▸ Problem statement
Wherever "React" appears in a line, copy that line.

-=-=-

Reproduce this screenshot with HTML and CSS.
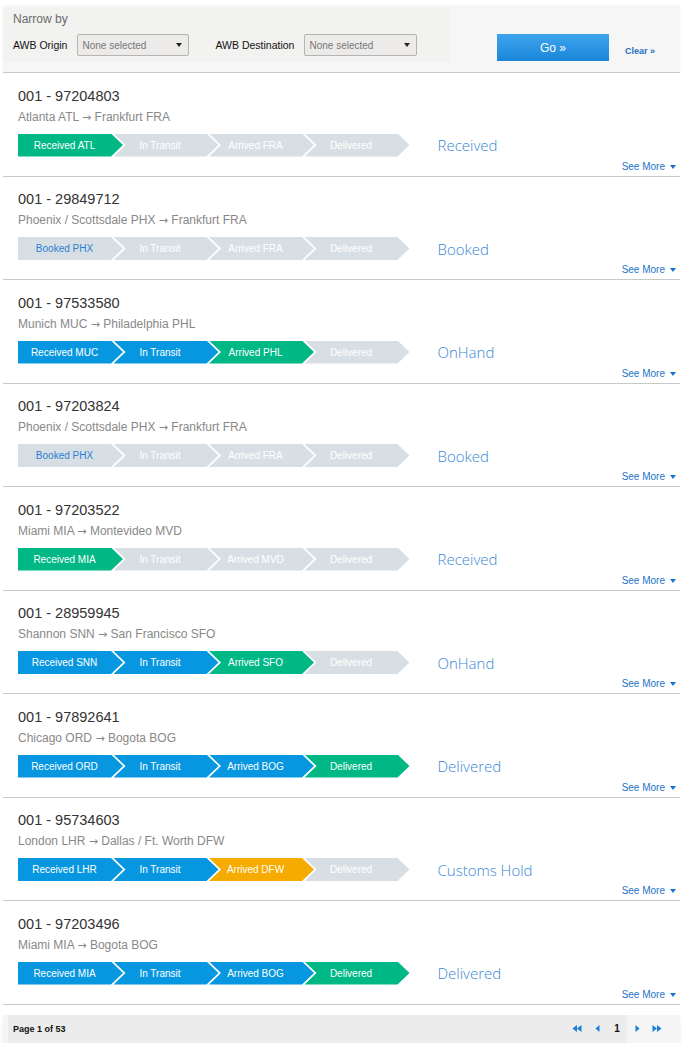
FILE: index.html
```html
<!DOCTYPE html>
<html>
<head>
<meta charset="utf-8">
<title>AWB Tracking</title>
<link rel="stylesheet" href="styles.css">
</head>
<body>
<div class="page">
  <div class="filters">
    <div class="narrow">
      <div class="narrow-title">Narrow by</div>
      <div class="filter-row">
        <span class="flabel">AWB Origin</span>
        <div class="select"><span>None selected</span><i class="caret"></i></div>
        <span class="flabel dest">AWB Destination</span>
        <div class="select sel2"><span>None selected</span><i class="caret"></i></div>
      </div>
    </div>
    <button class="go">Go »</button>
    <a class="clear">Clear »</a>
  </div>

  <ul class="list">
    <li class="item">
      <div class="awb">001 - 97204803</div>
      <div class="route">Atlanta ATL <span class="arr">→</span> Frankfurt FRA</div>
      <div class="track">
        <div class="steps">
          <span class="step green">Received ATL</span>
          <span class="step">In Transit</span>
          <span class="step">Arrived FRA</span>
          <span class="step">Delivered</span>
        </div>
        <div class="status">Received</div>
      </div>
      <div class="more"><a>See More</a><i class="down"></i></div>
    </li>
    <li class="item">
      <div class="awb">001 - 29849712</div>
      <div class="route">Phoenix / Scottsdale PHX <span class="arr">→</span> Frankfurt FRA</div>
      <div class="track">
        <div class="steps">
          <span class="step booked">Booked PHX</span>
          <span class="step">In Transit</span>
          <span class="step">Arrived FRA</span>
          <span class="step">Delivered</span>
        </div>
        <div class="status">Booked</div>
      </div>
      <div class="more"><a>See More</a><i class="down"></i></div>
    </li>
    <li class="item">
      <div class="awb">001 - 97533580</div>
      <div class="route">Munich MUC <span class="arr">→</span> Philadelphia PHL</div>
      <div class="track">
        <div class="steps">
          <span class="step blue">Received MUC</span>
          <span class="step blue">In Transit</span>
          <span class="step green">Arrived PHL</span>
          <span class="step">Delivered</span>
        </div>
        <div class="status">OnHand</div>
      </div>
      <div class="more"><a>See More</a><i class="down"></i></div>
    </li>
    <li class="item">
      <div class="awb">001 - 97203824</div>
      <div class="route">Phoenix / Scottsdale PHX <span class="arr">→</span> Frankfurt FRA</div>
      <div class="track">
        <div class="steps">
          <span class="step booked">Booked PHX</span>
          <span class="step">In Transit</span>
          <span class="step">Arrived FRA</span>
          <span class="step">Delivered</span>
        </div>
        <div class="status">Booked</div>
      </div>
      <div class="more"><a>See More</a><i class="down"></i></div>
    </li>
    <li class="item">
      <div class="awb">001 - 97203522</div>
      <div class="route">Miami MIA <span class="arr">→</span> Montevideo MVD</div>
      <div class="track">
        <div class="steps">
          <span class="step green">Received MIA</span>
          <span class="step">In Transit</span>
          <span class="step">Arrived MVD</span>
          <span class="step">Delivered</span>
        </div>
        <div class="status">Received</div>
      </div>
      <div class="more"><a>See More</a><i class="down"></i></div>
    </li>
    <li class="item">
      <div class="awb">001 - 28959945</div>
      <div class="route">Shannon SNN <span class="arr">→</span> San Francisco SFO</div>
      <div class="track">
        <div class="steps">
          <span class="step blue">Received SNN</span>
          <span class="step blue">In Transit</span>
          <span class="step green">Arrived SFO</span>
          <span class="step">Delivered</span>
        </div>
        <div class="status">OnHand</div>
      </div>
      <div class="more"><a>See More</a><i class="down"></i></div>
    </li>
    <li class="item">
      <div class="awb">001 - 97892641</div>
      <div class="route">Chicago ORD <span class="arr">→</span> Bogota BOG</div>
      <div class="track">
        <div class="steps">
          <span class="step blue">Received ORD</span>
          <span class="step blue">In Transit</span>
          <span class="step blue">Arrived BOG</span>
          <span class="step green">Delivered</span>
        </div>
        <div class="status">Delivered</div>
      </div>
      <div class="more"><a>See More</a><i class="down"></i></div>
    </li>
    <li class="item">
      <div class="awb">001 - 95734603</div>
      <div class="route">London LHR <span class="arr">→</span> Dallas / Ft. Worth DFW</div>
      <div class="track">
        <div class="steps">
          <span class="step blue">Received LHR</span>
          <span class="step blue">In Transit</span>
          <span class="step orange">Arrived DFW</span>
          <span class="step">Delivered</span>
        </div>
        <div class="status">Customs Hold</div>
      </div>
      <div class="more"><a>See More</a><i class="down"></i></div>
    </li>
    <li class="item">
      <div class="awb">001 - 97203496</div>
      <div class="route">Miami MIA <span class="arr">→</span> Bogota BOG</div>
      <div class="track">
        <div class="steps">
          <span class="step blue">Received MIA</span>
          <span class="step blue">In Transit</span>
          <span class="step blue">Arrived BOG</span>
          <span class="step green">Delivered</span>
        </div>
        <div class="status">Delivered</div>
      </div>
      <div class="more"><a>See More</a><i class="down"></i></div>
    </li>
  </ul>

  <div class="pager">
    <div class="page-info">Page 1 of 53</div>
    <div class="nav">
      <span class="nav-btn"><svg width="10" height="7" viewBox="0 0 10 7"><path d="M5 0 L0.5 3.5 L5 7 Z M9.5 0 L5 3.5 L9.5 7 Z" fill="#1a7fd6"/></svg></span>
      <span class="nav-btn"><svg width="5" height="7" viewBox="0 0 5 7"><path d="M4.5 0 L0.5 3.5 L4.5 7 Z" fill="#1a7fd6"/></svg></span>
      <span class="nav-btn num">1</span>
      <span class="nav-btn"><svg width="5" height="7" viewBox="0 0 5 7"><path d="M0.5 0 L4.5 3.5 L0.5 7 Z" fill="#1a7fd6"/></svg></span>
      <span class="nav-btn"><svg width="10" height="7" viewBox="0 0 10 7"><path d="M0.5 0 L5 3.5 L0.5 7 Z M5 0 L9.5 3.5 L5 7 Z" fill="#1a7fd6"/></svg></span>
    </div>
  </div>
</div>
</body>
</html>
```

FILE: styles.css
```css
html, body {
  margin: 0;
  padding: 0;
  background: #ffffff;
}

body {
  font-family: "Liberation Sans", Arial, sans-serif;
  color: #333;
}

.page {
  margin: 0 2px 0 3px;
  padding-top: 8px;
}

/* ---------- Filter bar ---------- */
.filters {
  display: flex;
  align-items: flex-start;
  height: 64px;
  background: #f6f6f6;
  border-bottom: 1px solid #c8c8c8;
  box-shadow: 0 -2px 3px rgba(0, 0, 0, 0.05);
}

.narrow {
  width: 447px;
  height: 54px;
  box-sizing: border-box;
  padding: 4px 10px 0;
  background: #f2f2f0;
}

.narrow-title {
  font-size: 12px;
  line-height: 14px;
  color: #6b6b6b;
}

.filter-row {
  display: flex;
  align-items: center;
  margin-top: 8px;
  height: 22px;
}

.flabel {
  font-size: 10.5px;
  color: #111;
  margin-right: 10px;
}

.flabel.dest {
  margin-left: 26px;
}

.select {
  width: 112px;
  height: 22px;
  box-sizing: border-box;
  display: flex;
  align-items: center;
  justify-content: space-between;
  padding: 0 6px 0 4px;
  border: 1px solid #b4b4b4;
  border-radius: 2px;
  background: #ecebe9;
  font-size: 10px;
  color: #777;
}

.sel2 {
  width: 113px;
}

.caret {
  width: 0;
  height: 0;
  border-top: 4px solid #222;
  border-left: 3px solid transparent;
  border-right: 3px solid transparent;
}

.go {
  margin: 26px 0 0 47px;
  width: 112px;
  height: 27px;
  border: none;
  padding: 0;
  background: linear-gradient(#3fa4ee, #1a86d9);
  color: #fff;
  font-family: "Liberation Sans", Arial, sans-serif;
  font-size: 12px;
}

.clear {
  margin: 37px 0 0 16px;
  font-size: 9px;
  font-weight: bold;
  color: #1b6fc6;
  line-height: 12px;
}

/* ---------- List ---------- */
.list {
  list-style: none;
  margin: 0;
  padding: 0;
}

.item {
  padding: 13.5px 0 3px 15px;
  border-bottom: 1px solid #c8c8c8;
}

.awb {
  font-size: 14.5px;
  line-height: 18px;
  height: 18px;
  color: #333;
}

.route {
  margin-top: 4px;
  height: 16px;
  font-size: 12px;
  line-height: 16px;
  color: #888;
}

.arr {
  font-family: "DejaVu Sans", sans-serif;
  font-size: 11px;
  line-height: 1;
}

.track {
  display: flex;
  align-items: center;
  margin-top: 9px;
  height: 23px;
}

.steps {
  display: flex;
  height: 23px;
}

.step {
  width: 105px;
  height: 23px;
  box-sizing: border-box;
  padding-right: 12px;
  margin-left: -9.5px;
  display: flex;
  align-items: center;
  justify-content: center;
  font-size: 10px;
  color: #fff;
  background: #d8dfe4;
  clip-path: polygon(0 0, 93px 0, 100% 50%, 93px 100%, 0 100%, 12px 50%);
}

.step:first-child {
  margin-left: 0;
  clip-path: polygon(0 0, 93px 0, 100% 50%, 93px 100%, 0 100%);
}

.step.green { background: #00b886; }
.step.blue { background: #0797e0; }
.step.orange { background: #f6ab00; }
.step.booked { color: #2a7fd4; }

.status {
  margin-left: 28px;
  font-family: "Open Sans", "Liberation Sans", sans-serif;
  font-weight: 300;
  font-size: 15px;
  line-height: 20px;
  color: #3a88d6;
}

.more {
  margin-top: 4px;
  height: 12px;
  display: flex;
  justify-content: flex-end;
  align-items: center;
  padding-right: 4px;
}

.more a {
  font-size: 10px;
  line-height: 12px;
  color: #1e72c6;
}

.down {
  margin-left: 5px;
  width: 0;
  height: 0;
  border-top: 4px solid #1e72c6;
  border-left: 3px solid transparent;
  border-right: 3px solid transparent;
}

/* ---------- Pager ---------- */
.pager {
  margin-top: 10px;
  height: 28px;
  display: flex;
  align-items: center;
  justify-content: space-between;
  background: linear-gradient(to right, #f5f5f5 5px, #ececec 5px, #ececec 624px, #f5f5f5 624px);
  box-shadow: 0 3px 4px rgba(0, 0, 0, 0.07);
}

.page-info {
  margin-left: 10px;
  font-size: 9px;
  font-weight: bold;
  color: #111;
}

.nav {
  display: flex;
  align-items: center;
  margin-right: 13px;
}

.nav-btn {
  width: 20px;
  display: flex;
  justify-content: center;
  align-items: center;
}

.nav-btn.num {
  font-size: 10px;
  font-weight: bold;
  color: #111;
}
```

-=-=-

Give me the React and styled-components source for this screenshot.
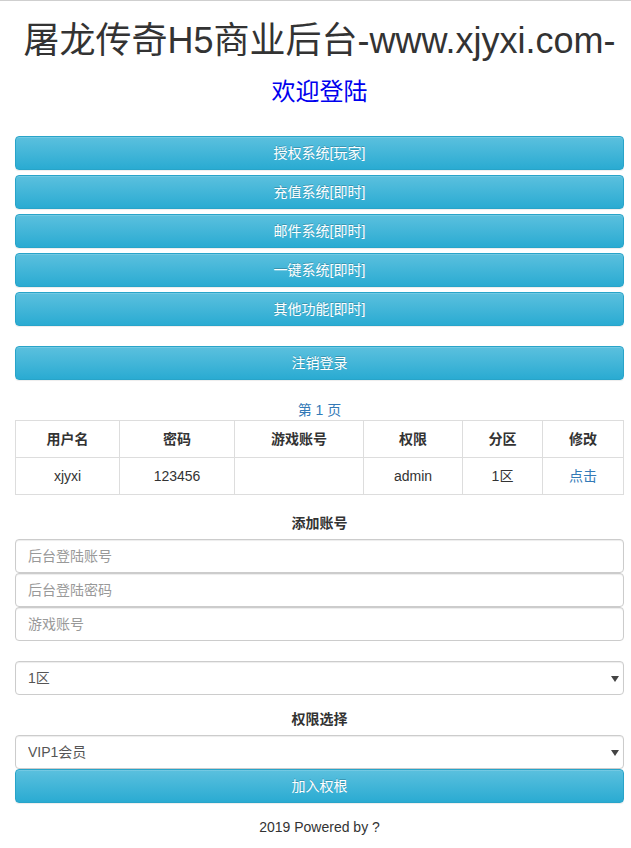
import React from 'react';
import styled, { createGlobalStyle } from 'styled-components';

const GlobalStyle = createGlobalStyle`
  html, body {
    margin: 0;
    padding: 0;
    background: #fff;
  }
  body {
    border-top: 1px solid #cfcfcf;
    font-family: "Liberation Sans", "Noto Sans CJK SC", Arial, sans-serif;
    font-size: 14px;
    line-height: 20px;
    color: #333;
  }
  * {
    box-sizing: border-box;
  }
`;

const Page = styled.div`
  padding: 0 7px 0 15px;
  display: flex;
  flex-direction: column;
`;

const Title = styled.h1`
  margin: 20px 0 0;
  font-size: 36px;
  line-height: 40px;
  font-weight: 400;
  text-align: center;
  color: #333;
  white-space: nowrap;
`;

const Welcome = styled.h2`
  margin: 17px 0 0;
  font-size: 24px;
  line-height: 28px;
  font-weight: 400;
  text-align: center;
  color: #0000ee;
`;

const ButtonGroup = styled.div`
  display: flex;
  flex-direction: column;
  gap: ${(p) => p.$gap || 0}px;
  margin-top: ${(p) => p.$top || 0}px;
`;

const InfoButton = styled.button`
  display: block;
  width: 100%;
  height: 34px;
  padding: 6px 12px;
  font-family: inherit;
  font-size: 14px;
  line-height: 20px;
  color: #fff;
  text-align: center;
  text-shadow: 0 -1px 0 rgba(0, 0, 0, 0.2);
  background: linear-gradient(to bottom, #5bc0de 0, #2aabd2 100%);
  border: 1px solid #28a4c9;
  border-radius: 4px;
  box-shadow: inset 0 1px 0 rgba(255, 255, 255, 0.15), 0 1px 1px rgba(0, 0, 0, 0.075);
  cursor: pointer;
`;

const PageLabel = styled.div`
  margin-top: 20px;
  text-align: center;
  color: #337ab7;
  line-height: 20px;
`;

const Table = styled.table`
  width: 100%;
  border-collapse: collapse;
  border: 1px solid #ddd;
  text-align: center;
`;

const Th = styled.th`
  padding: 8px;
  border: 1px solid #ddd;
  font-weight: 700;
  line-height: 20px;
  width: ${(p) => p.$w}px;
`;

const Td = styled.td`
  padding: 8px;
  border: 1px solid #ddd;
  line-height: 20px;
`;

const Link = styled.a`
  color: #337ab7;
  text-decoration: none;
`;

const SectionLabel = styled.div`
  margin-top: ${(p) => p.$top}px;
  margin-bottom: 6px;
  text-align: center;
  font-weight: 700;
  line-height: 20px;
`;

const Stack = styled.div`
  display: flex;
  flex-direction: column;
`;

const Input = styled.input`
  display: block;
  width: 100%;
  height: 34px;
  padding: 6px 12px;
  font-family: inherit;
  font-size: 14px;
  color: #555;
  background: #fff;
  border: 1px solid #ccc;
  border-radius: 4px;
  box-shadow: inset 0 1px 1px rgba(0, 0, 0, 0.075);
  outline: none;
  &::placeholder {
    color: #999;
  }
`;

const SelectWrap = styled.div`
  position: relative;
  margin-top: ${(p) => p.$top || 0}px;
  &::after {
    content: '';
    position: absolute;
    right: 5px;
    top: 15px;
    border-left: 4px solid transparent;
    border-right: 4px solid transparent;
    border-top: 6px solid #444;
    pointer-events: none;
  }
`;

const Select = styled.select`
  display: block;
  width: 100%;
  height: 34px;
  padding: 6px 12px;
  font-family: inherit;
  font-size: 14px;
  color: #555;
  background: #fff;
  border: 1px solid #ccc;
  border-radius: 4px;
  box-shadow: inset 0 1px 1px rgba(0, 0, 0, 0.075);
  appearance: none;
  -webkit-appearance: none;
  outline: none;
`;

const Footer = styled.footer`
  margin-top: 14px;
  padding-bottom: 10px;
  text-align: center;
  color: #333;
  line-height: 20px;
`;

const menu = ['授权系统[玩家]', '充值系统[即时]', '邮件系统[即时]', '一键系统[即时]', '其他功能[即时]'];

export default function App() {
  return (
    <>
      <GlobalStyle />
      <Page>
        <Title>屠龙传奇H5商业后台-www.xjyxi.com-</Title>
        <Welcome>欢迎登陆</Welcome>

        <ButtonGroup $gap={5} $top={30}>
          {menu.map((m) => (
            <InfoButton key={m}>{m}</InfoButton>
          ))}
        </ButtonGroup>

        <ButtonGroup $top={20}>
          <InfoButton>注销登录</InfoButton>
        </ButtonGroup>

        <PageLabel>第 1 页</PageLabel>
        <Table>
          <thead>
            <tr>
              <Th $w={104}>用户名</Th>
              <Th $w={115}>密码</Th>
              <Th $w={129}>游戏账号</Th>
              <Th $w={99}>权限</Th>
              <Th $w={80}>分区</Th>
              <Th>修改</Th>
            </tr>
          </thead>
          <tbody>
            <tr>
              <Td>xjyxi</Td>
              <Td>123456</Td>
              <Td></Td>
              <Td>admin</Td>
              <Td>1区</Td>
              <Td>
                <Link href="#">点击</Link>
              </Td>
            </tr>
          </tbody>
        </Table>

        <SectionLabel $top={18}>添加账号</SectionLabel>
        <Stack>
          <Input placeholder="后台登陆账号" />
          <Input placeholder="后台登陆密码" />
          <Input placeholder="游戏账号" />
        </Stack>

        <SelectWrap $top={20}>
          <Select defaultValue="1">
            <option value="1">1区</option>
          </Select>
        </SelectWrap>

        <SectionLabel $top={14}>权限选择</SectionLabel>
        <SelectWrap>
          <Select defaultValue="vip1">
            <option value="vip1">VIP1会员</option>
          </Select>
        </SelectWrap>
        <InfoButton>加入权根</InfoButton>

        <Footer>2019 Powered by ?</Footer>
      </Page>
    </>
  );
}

-=-=-

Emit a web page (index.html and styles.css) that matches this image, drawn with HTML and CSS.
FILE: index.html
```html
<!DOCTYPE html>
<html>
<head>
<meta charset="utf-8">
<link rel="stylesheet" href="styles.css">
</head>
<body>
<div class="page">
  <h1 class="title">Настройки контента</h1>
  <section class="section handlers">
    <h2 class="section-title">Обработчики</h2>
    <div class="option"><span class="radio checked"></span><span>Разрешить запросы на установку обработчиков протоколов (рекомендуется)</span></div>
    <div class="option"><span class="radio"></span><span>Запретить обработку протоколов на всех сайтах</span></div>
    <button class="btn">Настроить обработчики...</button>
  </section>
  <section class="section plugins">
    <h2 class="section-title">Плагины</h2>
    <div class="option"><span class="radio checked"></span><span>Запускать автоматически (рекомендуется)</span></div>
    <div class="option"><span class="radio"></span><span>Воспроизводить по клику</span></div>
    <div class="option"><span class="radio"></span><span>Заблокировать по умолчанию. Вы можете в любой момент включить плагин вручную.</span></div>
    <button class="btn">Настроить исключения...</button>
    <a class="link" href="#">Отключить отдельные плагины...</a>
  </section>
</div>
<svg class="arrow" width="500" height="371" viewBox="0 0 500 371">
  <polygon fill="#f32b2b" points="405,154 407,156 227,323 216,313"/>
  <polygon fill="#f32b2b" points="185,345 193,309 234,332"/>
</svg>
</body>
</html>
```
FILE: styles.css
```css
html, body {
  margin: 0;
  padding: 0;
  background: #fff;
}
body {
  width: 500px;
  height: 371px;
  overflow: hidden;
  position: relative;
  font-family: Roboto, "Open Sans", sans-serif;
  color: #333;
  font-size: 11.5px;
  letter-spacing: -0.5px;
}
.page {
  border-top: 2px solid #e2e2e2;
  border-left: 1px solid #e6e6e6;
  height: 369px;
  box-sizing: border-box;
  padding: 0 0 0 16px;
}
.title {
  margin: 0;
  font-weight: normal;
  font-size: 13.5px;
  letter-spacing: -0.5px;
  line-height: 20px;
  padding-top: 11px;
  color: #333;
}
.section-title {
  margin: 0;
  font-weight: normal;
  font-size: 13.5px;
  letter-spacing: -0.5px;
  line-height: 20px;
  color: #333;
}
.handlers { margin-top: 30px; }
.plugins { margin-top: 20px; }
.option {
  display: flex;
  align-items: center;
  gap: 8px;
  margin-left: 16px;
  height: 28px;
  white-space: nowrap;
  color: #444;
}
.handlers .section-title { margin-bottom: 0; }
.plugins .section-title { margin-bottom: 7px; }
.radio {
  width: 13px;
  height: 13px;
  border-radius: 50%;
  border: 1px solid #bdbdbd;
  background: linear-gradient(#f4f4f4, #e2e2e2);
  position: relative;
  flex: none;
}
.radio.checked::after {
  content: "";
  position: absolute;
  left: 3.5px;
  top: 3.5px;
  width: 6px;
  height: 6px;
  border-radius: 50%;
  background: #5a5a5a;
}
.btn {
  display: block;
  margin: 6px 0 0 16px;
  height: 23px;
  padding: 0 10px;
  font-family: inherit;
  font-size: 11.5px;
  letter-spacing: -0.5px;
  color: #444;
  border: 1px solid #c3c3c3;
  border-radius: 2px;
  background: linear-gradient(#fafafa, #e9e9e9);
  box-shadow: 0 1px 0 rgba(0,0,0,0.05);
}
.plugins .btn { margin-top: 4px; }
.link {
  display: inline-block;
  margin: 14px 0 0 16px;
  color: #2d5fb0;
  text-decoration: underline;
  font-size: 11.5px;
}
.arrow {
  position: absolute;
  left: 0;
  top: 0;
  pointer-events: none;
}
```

-=-=-

▸ The result
Give me the React and styled-components source for this screenshot.
import React from 'react';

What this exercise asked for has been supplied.